When I wrote my article last week about the relation between the Higgs and gravity, emphasizing that there really was no relation at all, I said that the Higgs field is not the universal giver of mass. I cited four reasons:

  1. The Higgs field does not give an atomic nucleus all of its mass, and since the nucleus is the vast majority of the mass of an atom, that means it does not provide all of the mass of ordinary matter.
  2. Black holes appear at the centers of galaxies, and they appear to be crucial to galaxy formation; but the Higgs field does not provide all of a black hole’s mass. In fact the Higgs field’s contribution to a black hole’s mass can even be zero, because black holes can in principle be formed from massless objects, such as photons.
  3. There is no reason to think that dark matter, which appears to make up the majority of the masses of galaxies and indeed of all matter in the universe, is made from particles that get all of their mass from the Higgs field.
  4. The Higgs field, though it provides the mass for all other known particles with masses, does not provide the Higgs particle with its mass.
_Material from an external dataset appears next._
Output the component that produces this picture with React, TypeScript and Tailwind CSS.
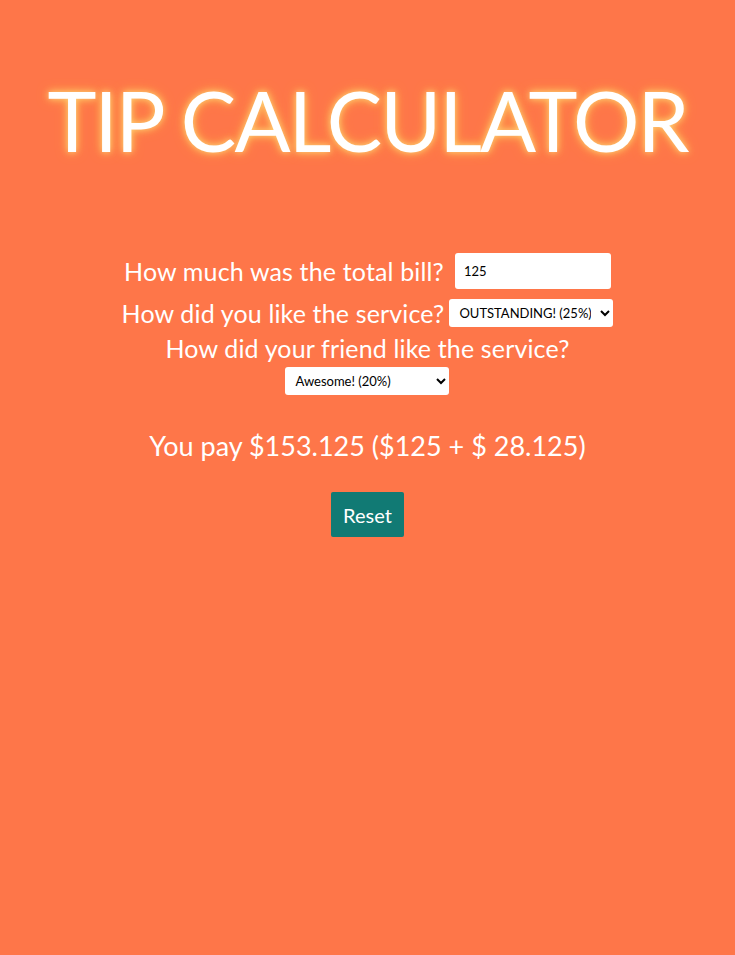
import React from "react";

export default function App() {
  return (
    <div
      className="min-h-[955px] w-full bg-[#fe7649] text-white flex flex-col items-center"
      style={{ fontFamily: "Lato, 'Noto Sans', sans-serif" }}
    >
      <h1 className="mt-[77px] text-[83px] leading-[86px] font-normal tracking-[-1.9px] whitespace-nowrap [text-shadow:0_0_6px_#ffd27a,0_0_12px_#ffb347]">
        TIP CALCULATOR
      </h1>

      <div className="mt-[90px] flex flex-col items-center">
        <div className="flex items-center gap-[11px]">
          <span className="text-[25px] leading-[36px] tracking-[0.15px]">How much was the total bill?</span>
          <input
            defaultValue="125"
            className="w-[156px] h-[36px] bg-white rounded-[3px] px-[9px] text-[13px] text-black outline-none"
            style={{ fontFamily: "Lato, sans-serif" }}
          />
        </div>
        <div className="mt-[10px] flex items-center gap-[5px]">
          <span className="text-[25px] leading-[28px] tracking-[0.15px]">How did you like the service?</span>
          <select
            defaultValue="25"
            className="w-[164px] h-[28px] bg-white rounded-[3px] px-[6px] text-[13px] text-black"
          >
            <option value="25">OUTSTANDING! (25%)</option>
          </select>
        </div>
        <div className="mt-[5px] text-[25px] leading-[32px] tracking-[0.15px]">How did your friend like the service?</div>
        <select
          defaultValue="20"
          className="mt-[3px] w-[164px] h-[28px] bg-white rounded-[3px] px-[6px] text-[13px] text-black"
        >
          <option value="20">Awesome! (20%)</option>
        </select>
      </div>

      <div className="mt-[31px] text-[27px] leading-[40px] whitespace-nowrap">
        You pay $153.125 ($125 + $ 28.125)
      </div>

      <button className="mt-[26px] w-[73px] h-[45px] bg-[#117a74] rounded-[2px] text-[20px] text-white">
        Reset
      </button>
    </div>
  );
}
Although it doesn’t matter too much to the main point of the Higgs-and-gravity article (since the first three points are not in question), the editor of a leading physics journal, Robert Garisto, took issue with the fourth point, arguing that I was making a statement that really wasn’t right, or at least is too strong. His argument has some merit, though in the end, I stick with my statement. I think it’s worth describing what he had in mind (as best I understand it) and why I feel strongly that one should think about it differently. There are some semantic aspects to the disagreement, but there are also some interesting and important subtle scientific points.  I don’t want to suggest that this discussion is really that big a deal — the very fact that we can argue about whether the Higgs field does or doesn’t provide the Higgs particle with its mass distinguishes the Higgs particle from, say, the W particle, whose mass indisputably arises from the Higgs field. But there’s something to learn here about quantum field theory and how the Higgs mechanism works.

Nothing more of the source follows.